In 2013, the dean of the Caskey Divinity School, Charles Quarles, filed a whistleblower report against the then-president of Louisiana College, Joe W. Aguillard, alleging that Aguillard had misappropriated funds from the Caskey Divinity School for another, unauthorized project. A follow-up investigation by a New Orleans law firm confirmed the whistleblower report, concluding that Aguillard had "intentionally misled the Louisiana College administration, the Board of Trustees, and donors regarding a $10 million pledge from the Cason Foundation.". During an April 30 meeting of Louisiana College's board of trustees, the board voted to exonerate Aguillard despite the whistleblower's reports.

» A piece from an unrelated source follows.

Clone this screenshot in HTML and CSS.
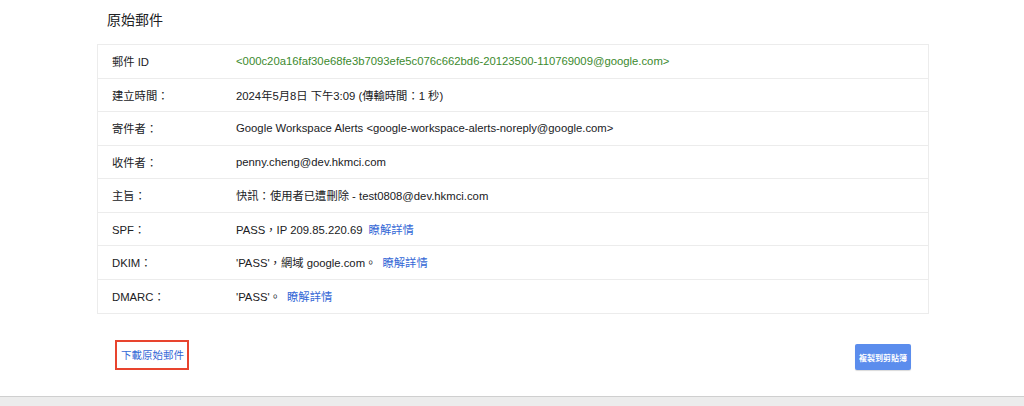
FILE: index.html
```html
<!DOCTYPE html>
<html lang="zh-Hant">
<head>
  <meta charset="UTF-8">
  <meta name="viewport" content="width=device-width, initial-scale=1.0">
  <title>原始郵件</title>
  <link rel="stylesheet" href="styles.css">
</head>
<body>
  <div class="page">
    <div class="container">
      <h1>原始郵件</h1>

      <div class="details">
        <div class="row">
          <div class="label">郵件 ID</div>
          <div class="value msg-id">&lt;000c20a16faf30e68fe3b7093efe5c076c662bd6-20123500-110769009@google.com&gt;</div>
        </div>
        <div class="row">
          <div class="label">建立時間：</div>
          <div class="value">2024年5月8日 下午3:09 (傳輸時間：1 秒)</div>
        </div>
        <div class="row">
          <div class="label">寄件者：</div>
          <div class="value">Google Workspace Alerts &lt;google-workspace-alerts-noreply@google.com&gt;</div>
        </div>
        <div class="row">
          <div class="label">收件者：</div>
          <div class="value">penny.cheng@dev.hkmci.com</div>
        </div>
        <div class="row">
          <div class="label">主旨：</div>
          <div class="value">快訊：使用者已遭刪除 - test0808@dev.hkmci.com</div>
        </div>
        <div class="row">
          <div class="label">SPF：</div>
          <div class="value">PASS，IP 209.85.220.69 <a href="#" class="more">瞭解詳情</a></div>
        </div>
        <div class="row">
          <div class="label">DKIM：</div>
          <div class="value">'PASS'，網域 google.com。 <a href="#" class="more">瞭解詳情</a></div>
        </div>
        <div class="row">
          <div class="label">DMARC：</div>
          <div class="value">'PASS'。 <a href="#" class="more">瞭解詳情</a></div>
        </div>
      </div>

      <div class="actions">
        <a href="#" class="download">下載原始郵件</a>
        <button class="btn-copy">複製到剪貼簿</button>
      </div>
    </div>
  </div>
  <div class="footer-bar"></div>
</body>
</html>
```

FILE: styles.css
```css
* {
  margin: 0;
  padding: 0;
  box-sizing: border-box;
}

body {
  font-family: "Liberation Sans", Arial, "Noto Sans CJK TC", sans-serif;
  color: #202124;
  background: #fff;
  height: 406px;
  display: flex;
  flex-direction: column;
  overflow: hidden;
}

.page {
  flex: 1;
}

.container {
  width: 832px;
  margin-left: 97px;
}

h1 {
  font-size: 14px;
  font-weight: 400;
  line-height: 20px;
  padding: 10px 0 0 10px;
  height: 44px;
  color: #202124;
}

.details {
  border: 1px solid #ececec;
}

.row {
  display: flex;
  align-items: center;
  height: 33.5px;
  border-bottom: 1px solid #ececec;
  font-size: 11.3px;
}

.row:last-child {
  border-bottom: none;
}

.label {
  width: 138px;
  padding-left: 14px;
  flex-shrink: 0;
}

.value {
  flex: 1;
}

.msg-id {
  color: #3c8a2e;
}

.more {
  color: #3367d6;
  text-decoration: none;
  margin-left: 3px;
}

.actions {
  display: flex;
  justify-content: space-between;
  align-items: center;
  padding: 26px 18px 0 18px;
}

.download {
  font-size: 10.5px;
  color: #3367d6;
  text-decoration: none;
  border: 2px solid #e8442e;
  padding: 6px 3px 6px 4px;
  line-height: 14px;
}

.btn-copy {
  font-family: inherit;
  font-size: 8px;
  font-weight: 700;
  color: #fff;
  background: #5b8ded;
  border: none;
  border-radius: 2px;
  width: 56px;
  height: 26px;
  margin-top: 4px;
  box-shadow: 0 1px 1px rgba(0, 0, 0, 0.15);
}

.footer-bar {
  height: 10px;
  background: #ececec;
  border-top: 1px solid #cfcfcf;
}
```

The board likewise refused to hear any statements from the Caskey School's primary donor, Edgar Cason. As a result, the Cason foundation revoked any further funding for the Caskey School of Divinity.

Results of the Aguillard Controversy 
After the loss of funding and the Board's exoneration of Aguillard, Charles Quarles offered his resignation from the school. Three other professors associated with the divinity school, including the Associate Dean Jason Hiles, had already been served notice of non-renewal of their contracts as a result of accusations by President Aguillard. Aguillard had claimed, soon after the filing of Quarles' whistleblower report, that the non-renewals were due to a theological conflict concerning calvinism. As a result of the loss of the majority of the school's faculty, many of its full time students withdrew from the Caskey Divinity school. The Associate Dean of Christian Ministry, Argile Smith, took over the responsibilities of Dean at the Caskey School until he succeeded President Aguillard as interim president of Louisiana College in 2016. The Cason Foundation allowed the remaining students to finish their studies without losing their scholarships, but no further scholarships were to be offered (the school's primary source of finances). The school is not accepting students and its domain name, www.divinity.lacollege.edu, is no longer active.

Mission

The mission of Louisiana College is to provide liberal arts, professional, and graduate programs characterized by devotion to the preeminence of the Lord Jesus, allegiance to the authority of the Holy Scriptures, dedication to academic excellence for the glory of God, and commitment to change the world for Christ by the power of the Holy Spirit.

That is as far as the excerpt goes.